Video and Audio

Do You Need a Guru? (Yogananda's Teachings)

Nayaswami Ananta
July 23, 2023

Watch this inspiring Sunday Service talk with Nayaswami Ananta, recorded at Ananda Village on July 23 2023.

Everybody knows at the center of their being what is the right thing to do. But illusion gets in the way of people doing what they know is right. Maya (illusion) actively tries to cloud our judgment with worldly desires. Once we realize that we need help, we are ready to embrace the guidance of a guru. Nayaswami Ananta shares about the blessing of having a guru and the guru-disciple relationship.

The reading for this week from Swami Kriyananda's book Rays of the One Light is

"Do You Need a Guru?"

Truth is one and eternal. Realize oneness with it in your deathless Self, within. The following commentary is based on the teachings of Paramhansa Yogananda.
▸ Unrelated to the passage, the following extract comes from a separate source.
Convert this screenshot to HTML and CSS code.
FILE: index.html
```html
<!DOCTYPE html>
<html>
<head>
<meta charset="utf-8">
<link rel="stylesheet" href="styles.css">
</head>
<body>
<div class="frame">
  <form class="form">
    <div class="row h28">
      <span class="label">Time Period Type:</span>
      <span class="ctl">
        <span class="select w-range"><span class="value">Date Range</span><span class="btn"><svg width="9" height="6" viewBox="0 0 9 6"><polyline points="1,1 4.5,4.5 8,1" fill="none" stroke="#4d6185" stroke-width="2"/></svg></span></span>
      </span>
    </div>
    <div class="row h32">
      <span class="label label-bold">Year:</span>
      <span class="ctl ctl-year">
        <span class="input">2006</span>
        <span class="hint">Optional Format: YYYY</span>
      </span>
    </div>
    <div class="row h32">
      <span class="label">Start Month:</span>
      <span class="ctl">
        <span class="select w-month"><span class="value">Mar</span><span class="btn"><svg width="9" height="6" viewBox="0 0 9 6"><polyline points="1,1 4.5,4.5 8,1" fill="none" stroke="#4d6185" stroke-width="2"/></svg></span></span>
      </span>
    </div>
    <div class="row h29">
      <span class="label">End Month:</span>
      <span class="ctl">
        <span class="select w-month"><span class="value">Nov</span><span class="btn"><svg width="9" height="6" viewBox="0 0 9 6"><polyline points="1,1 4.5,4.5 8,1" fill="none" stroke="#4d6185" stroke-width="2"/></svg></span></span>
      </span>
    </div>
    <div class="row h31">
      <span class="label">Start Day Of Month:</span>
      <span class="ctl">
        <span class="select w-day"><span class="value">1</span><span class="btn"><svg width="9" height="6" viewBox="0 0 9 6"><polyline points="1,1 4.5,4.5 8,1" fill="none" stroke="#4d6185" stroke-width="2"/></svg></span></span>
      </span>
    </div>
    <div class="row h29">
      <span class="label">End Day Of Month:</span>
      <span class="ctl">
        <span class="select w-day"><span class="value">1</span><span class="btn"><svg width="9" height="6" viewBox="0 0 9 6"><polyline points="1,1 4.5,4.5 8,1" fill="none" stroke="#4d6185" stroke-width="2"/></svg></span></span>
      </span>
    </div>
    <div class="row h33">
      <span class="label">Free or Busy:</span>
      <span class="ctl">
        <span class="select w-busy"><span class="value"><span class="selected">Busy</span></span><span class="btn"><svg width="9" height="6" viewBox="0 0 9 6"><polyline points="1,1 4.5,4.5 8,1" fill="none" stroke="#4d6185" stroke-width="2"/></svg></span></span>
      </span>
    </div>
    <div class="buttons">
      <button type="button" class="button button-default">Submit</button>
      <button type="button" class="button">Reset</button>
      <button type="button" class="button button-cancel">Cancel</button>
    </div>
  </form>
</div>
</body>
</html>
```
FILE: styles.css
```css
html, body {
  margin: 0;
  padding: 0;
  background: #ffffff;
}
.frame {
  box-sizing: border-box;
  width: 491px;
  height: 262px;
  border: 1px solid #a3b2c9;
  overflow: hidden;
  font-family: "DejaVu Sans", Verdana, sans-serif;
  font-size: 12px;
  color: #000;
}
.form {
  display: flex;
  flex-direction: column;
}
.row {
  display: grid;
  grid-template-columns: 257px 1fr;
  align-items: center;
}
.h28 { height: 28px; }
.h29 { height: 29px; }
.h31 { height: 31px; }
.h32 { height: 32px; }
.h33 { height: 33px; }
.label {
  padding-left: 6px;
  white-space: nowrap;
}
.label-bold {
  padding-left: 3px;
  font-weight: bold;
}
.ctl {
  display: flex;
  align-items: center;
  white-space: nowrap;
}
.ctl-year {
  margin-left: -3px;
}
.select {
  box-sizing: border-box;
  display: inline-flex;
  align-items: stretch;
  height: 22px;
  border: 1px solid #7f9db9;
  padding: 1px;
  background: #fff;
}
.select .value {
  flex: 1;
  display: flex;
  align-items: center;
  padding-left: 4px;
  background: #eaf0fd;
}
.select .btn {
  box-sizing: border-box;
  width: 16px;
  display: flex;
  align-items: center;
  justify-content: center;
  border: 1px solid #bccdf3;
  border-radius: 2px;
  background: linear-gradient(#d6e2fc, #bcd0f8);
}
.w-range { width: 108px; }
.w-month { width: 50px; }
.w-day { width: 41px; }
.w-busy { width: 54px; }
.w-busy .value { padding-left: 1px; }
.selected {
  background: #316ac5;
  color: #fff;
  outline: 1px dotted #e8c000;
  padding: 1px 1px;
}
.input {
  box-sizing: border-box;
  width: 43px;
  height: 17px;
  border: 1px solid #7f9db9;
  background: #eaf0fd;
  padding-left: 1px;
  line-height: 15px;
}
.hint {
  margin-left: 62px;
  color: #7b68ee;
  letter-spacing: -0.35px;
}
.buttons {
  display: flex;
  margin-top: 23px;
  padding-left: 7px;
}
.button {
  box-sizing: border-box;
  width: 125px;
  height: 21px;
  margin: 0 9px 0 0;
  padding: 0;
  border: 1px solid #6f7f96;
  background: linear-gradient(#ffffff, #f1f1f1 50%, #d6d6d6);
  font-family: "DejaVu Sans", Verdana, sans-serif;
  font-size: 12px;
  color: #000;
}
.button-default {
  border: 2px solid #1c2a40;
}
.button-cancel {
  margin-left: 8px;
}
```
Many people scoff at the idea of having a guru. True to human nature generally, they make a virtue of their scoffing. “I am responsible for what I do,” they announce, “responsible for my mistakes as well as for my victories. What would I ever learn if I handed over my development to someone else? To depend on another for guidance would be an act of spiritual cowardice.” It would be understandable for someone gifted with some trivial ability, for instance with words, to insist on doing his crossword puzzle himself without letting anyone else help him.

But supposing, even in such trivial matters, he had no such gift? What virtue would there be in refusing to learn? For that matter, where would the gift itself come from? That which is a gift is not a native ability. Still, crossword puzzles are hardly an important challenge. What if a person wanted to do something daring: to climb a cliff, for instance, but refused to study the art of mountain climbing? He would climb at the risk of his life. And how much more is risked than physical life in the great adventure of the divine search, where the risk is to salvation itself! Where is the sacrifice in seeking guidance? Even a mountain guide wouldn’t presume to do one’s climbing for one; his purpose would be only to help the neophyte to climb safely.

To have a wise guru is not a sign of weakness, but of plain common sense. All the saints, aware as they are of the hazards of the adventure, agree on the importance of having a guide, or guru. And these are the heroes speaking, not cowards or spiritual weaklings.

Jesus emphasized the importance of having a teacher by asking John to baptize him. In the Gospel of St. Matthew, Chapter 3, we read of his coming to John. “Thus,” Jesus said to John, “it becometh us to fulfill all righteousness.”

In the Bhagavad Gita, the fourth Chapter, Sri Krishna says:

Open thyself to those who have attained wisdom. They will be thy teachers. Ask questions of them [both verbally and mentally]. Serve them faithfully, and with devotion.

How is the devotee to recognize one who has attained wisdom? The Bhagavad Gita gives us this inspiring description of the sage:

By this sign is he known,

Being of equal grace to comrades, friends,

Chance-comers, strangers, lovers, enemies,

Aliens and kinsmen; loving all alike,

Evil or good. 

Thus, through holy Scripture, God has spoken to mankind.